TASK DESCRIPTION ▸ Exactly as written, write out the lines below from the first to the one containing "import React from 'react';", inclusive. Pictures do not belong in the copy.

GIVEN DATA ▸
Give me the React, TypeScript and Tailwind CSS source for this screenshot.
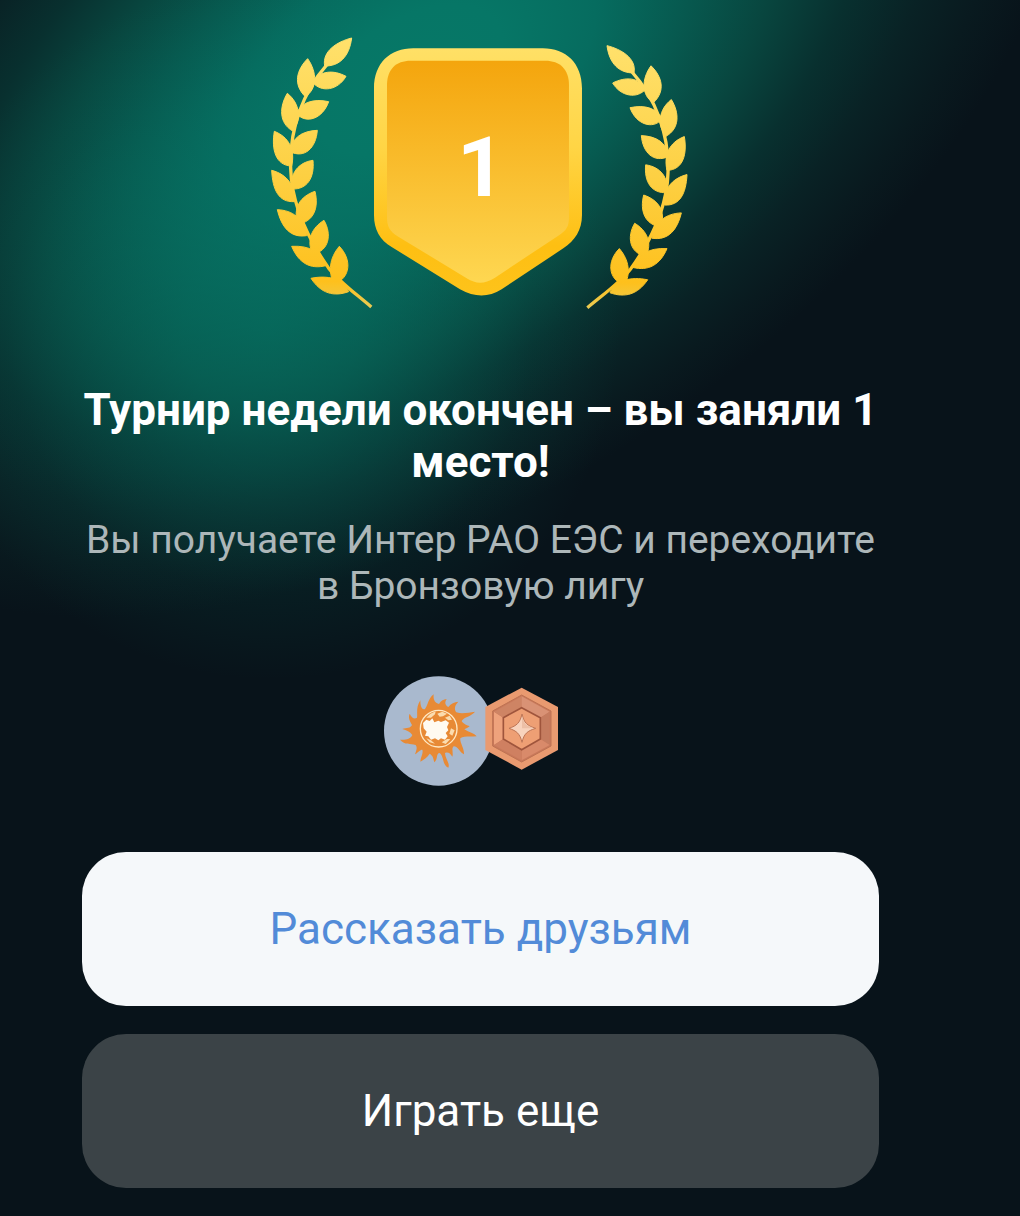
import React from 'react';

const LEAVES = [
  'M275 39C232 50 186 78 194 123C238 124 268 95 275 39Z',
  'M143 101C110 134 98 178 136 215C172 192 172 142 143 101Z',
  'M258 154C220 134 180 136 158 172C184 204 234 196 258 154Z',
  'M82 205C58 245 56 294 98 318C126 285 120 235 82 205Z',
  'M206 230C160 220 124 232 110 266C138 298 188 282 206 230Z',
  'M43 319C34 372 46 422 95 423C106 375 87 336 43 319Z',
  'M172 316C126 318 96 338 90 380C135 402 168 368 172 316Z',
  'M35 436C38 495 56 532 102 530C108 485 82 448 35 436Z',
  'M159 406C116 412 88 445 96 492C142 494 164 458 159 406Z',
  'M52 554C64 605 90 640 140 632C131 580 98 556 52 554Z',
  'M165 499C121 514 98 548 113 598C162 590 177 548 165 499Z',
  'M95 664C116 714 150 734 198 722C184 682 150 661 95 664Z',
  'M192 586C156 608 138 645 158 688C208 678 216 628 192 586Z',
  'M153 760C183 806 222 816 266 800C249 760 202 750 153 760Z',
  'M238 664C208 700 204 740 222 778C274 758 275 702 238 664Z',
];

const Laurel: React.FC<{ transform: string }> = ({ transform }) => (
  <g transform={transform} fill="url(#laurel)" stroke="url(#laurel)">
    {LEAVES.map(d => <path key={d} d={d} strokeWidth="3" />)}
    <path
      d="M200 120C130 200 88 310 92 430C95 550 150 650 205 728C235 768 275 796 334 846"
      fill="none"
      strokeWidth="10"
    />
  </g>
);

const Emblem = () => (
  <svg viewBox="1 0 420 274" className="w-[420px] h-[274px]" role="img" aria-label="1">
    <defs>
      <linearGradient id="laurel" gradientUnits="userSpaceOnUse" x1="0" y1="40" x2="0" y2="850">
        <stop offset="0" stopColor="#ffe16c" />
        <stop offset="0.5" stopColor="#fdd043" />
        <stop offset="0.9" stopColor="#fec01c" />
        <stop offset="1" stopColor="#e9cb55" />
      </linearGradient>
      <linearGradient id="shieldRim" x1="0" y1="0" x2="0" y2="1">
        <stop offset="0" stopColor="#ffe066" />
        <stop offset="0.4" stopColor="#ffd545" />
        <stop offset="0.8" stopColor="#febf12" />
        <stop offset="1" stopColor="#fdc31b" />
      </linearGradient>
      <linearGradient id="shieldFace" x1="0" y1="0" x2="0" y2="1">
        <stop offset="0" stopColor="#f4a50d" />
        <stop offset="1" stopColor="#fed751" />
      </linearGradient>
    </defs>
    <Laurel transform="matrix(0.3333 0 0 0.3333 -10 -12)" />
    <Laurel transform="matrix(-0.3333 0 0 0.3247 428.67 -4)" />
    <g transform="matrix(0.3333 0 0 0.3333 90 -2)">
      <path
        d="M42 160C42 85 90 40 160 40H548C618 40 666 85 666 160V540C666 585 645 617 610 640L425 763C385 788 345 788 300 763L95 636C60 615 42 585 42 540Z"
        fill="url(#shieldRim)"
      />
      <path
        d="M81 150C81 103 108 77 152 77H556C600 77 627 103 627 150V545C627 575 620 585 595 602L405 728C372 748 350 748 320 730L115 605C88 588 81 575 81 545Z"
        fill="url(#shieldFace)"
      />
    </g>
    <text x="211" y="159" textAnchor="middle" fill="#fff" fontSize="84" fontWeight="700">1</text>
  </svg>
);

const CompanyLogo = () => (
  <svg viewBox="0 0 330 330" className="w-[110px] h-[110px]" aria-hidden="true">
    <circle cx="164" cy="165" r="164" fill="#a9b9ce" />
    <g transform="translate(33 27)">
      <path
        d="M116 28C114 45 120 54 132 57C138 47 146 43 155 42C148 52 150 60 160 66C168 55 178 52 190 50C180 60 176 72 184 82C202 88 222 82 240 80C230 94 206 96 200 108C206 118 216 120 224 124C216 130 212 130 208 133C222 142 238 145 245 154C225 156 206 152 196 160C194 172 208 190 207 208C193 202 190 184 176 184C168 190 176 205 172 215C165 205 160 200 150 204C150 220 166 235 160 248C141 240 148 215 134 204C122 205 130 222 118 232C115 220 114 212 104 206C98 217 85 224 76 230C76 218 86 205 82 194C75 194 70 202 60 208C64 195 68 188 62 180C46 174 30 182 15 164C30 166 47 162 52 150C45 140 35 136 22 132C35 128 47 130 51 120C46 110 38 100 44 86C50 98 58 104 66 98C68 86 62 68 76 46C76 62 80 76 90 72C100 60 98 42 116 28Z"
        fill="#e88a35"
      />
      <circle cx="131" cy="131" r="55" fill="#e88a35" stroke="#ffe9c4" strokeWidth="4" />
      <path
        d="M84 114L94 104L104 108L112 100L118 112L130 107L138 111L152 106L162 113L156 126L160 136L152 144L158 154L150 164L138 160L130 166L120 160L108 164L100 154L90 152L95 140L86 130Z"
        fill="#fffaf0"
      />
      <path
        d="M94 98L106 86L122 79L120 88L108 98ZM127 86L142 80L156 86L144 94L134 95ZM150 98L164 92L171 104L160 106ZM94 160L108 166L120 176L104 172ZM140 172L156 162L166 162L152 177ZM168 130L179 136L172 152L163 146Z"
        fill="#fbdcae"
      />
    </g>
  </svg>
);

const LeagueBadge = () => (
  <svg viewBox="15 22 222 264" className="relative -ml-[9px] w-[74px] h-[88px]" aria-hidden="true">
    <path d="M125 24L234 82V211L125 270L16 211V82Z" fill="#e99a70" />
    <path d="M125 46L213 94V199L125 247L38 199V94Z" fill="#c9785a" stroke="#bd7353" strokeWidth="3" />
    <path d="M42 96L70 114V178L42 196Z" fill="#eea27c" />
    <path d="M42 96L125 50V84L70 114Z" fill="#ce8464" />
    <path d="M125 50L209 96L181 114L125 84Z" fill="#d99275" />
    <path d="M209 96V196L181 178V114Z" fill="#c57c5f" />
    <path d="M209 196L125 242V210L181 178Z" fill="#d98a6a" />
    <path d="M125 242L42 196L70 178L125 210Z" fill="#cf8061" />
    <path d="M125 84L181 114V178L125 210L70 178V114Z" fill="#ee9f74" stroke="#9f553c" strokeWidth="5" />
    <path d="M126 103C132 130 142 138 167 146C142 154 132 162 126 188C120 162 110 154 87 146C110 138 120 130 126 103Z" fill="#f8d3bd" stroke="#bd7556" strokeWidth="3" />
    <path d="M126 108C131 132 140 139 162 146H126Z" fill="#ecbfa6" />
  </svg>
);

const App = () => (
  <div className="relative min-h-screen overflow-hidden bg-[#08131a] font-[Roboto,sans-serif]">
    {/* teal glow behind the emblem, with a softer one trailing below it */}
    <div className="absolute -left-[330px] -top-[345px] h-[850px] w-[1480px] -rotate-33 bg-[radial-gradient(closest-side,#067867_0%,#067666_14%,#066c5f_28%,#07594f_42%,#08463f_55%,#08302f_68%,#092225_80%,#091a1f_90%,#08131a_100%)]" />
    <div className="absolute -left-[80px] -top-[20px] h-[700px] w-[700px] bg-[radial-gradient(closest-side,#06766699_0%,#06766680_25%,#0676664d_50%,#0676661a_75%,#06766600_100%)]" />

    <main className="relative flex flex-col pt-[37px] pr-[141px] pb-7 pl-[82px] text-center">
      <div className="flex justify-center">
        <Emblem />
      </div>

      <h1 className="mt-[73px] text-[44px] leading-[52px] font-bold text-white">
        Турнир недели окончен – вы заняли 1 место!
      </h1>
      <p className="mt-[29px] text-[39px] leading-[46px] text-[#adb7b9]">
        Вы получаете Интер РАО ЕЭС и переходите в Бронзовую лигу
      </p>

      <div className="mt-[67px] flex items-center justify-center pr-[18px]">
        <CompanyLogo />
        <LeagueBadge />
      </div>

      <div className="mt-[66px] flex flex-col gap-7 text-[44px] leading-[52px]">
        <button type="button" className="h-[154px] rounded-[44px] bg-[#f5f8fa] text-[#528bd8]">
          Рассказать друзьям
        </button>
        <button type="button" className="h-[154px] rounded-[44px] bg-[#3b4347] text-white">
          Играть еще
        </button>
      </div>
    </main>
  </div>
);

export default App;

REPLY TO THE TASK ▸
Give me the React, TypeScript and Tailwind CSS source for this screenshot.
import React from 'react';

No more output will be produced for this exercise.